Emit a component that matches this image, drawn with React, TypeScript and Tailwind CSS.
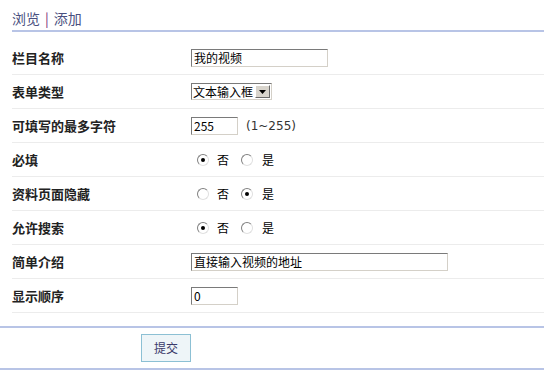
import React from "react";

const font = { fontFamily: '"Noto Sans CJK SC", "DejaVu Sans", sans-serif' };

function TextBox({ value, w }: { value: string; w: string }) {
  return (
    <div
      className={`${w} h-[18px] flex items-center pl-[2px] bg-white border border-t-[#7a7a7a] border-l-[#7a7a7a] border-b-[#d4d0c8] border-r-[#d4d0c8] text-[12px] leading-none text-black whitespace-nowrap`}
    >
      {value}
    </div>
  );
}

function Radio({ checked }: { checked: boolean }) {
  return (
    <span className="w-[12px] h-[12px] rounded-full border border-t-[#808080] border-l-[#808080] border-b-[#e0e0e0] border-r-[#e0e0e0] bg-white flex items-center justify-center">
      {checked && <span className="w-[4px] h-[4px] rounded-full bg-black" />}
    </span>
  );
}

function RadioPair({ yes }: { yes: boolean }) {
  return (
    <div className="flex items-center text-[12px] text-black leading-none">
      <span className="ml-[6px]"><Radio checked={!yes} /></span>
      <span className="ml-[8px]">否</span>
      <span className="ml-[12px]"><Radio checked={yes} /></span>
      <span className="ml-[9px]">是</span>
    </div>
  );
}

function Row({ label, children }: { label: string; children: React.ReactNode }) {
  return (
    <div className="flex items-center h-[34px] border-b border-[#ececec]">
      <div className="w-[179px] text-[13px] font-bold text-[#222] leading-none">{label}</div>
      <div className="flex items-center">{children}</div>
    </div>
  );
}

export default function App() {
  return (
    <div className="w-[544px] h-[374px] bg-white relative overflow-hidden" style={font}>
      <div className="pl-[12px] pt-[9px]">
        <div className="flex items-center text-[14px] leading-none text-[#4a5080] h-[18px]">
          <span>浏览</span>
          <span className="mx-[5px] text-[#7a2a7a]">|</span>
          <span>添加</span>
        </div>
        <div className="mt-[3px] h-[2px] bg-[#b8c4e6]" />
        <div className="mt-[9px]">
          <Row label="栏目名称">
            <TextBox value="我的视频" w="w-[137px]" />
          </Row>
          <Row label="表单类型">
            <div className="w-[81px] h-[17px] flex items-center bg-white border border-t-[#7a7a7a] border-l-[#7a7a7a] border-b-[#d4d0c8] border-r-[#d4d0c8]">
              <span className="flex-1 pl-[1px] text-[12px] leading-none text-black whitespace-nowrap">文本输入框</span>
              <span className="shrink-0 w-[15px] h-[13px] mr-[1px] bg-[#d8d4cc] border border-t-white border-l-white border-b-[#6a6a6a] border-r-[#6a6a6a] flex items-center justify-center">
                <svg width="7" height="4" viewBox="0 0 7 4"><path d="M0 0h7L3.5 4z" fill="#000" /></svg>
              </span>
            </div>
          </Row>
          <Row label="可填写的最多字符">
            <TextBox value="255" w="w-[47px]" />
            <span className="ml-[8px] text-[12px] text-[#333] leading-none" style={{ fontFamily: '"DejaVu Sans", sans-serif' }}>(1~255)</span>
          </Row>
          <Row label="必填">
            <RadioPair yes={false} />
          </Row>
          <Row label="资料页面隐藏">
            <RadioPair yes={true} />
          </Row>
          <Row label="允许搜索">
            <RadioPair yes={false} />
          </Row>
          <Row label="简单介绍">
            <TextBox value="直接输入视频的地址" w="w-[257px]" />
          </Row>
          <Row label="显示顺序">
            <TextBox value="0" w="w-[47px]" />
          </Row>
        </div>
      </div>
      <div className="mt-[13px] h-[2px] bg-[#b8c4e6]" />
      <div className="h-[40px] flex items-center pl-[141px]">
        <div className="w-[50px] h-[28px] flex items-center justify-center bg-[#eef5f8] border border-[#8cc0d4] text-[12px] text-[#3a3a6a] leading-none">
          提交
        </div>
      </div>
      <div className="h-[2px] bg-[#b8c4e6]" />
    </div>
  );
}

★ ★ ★ ★

TASK PROMPT: Select every line of the material above holding the word "React" and copy it.

PROBLEM SOLUTION:
Emit a component that matches this image, drawn with React, TypeScript and Tailwind CSS.
import React from "react";
function Row({ label, children }: { label: string; children: React.ReactNode }) {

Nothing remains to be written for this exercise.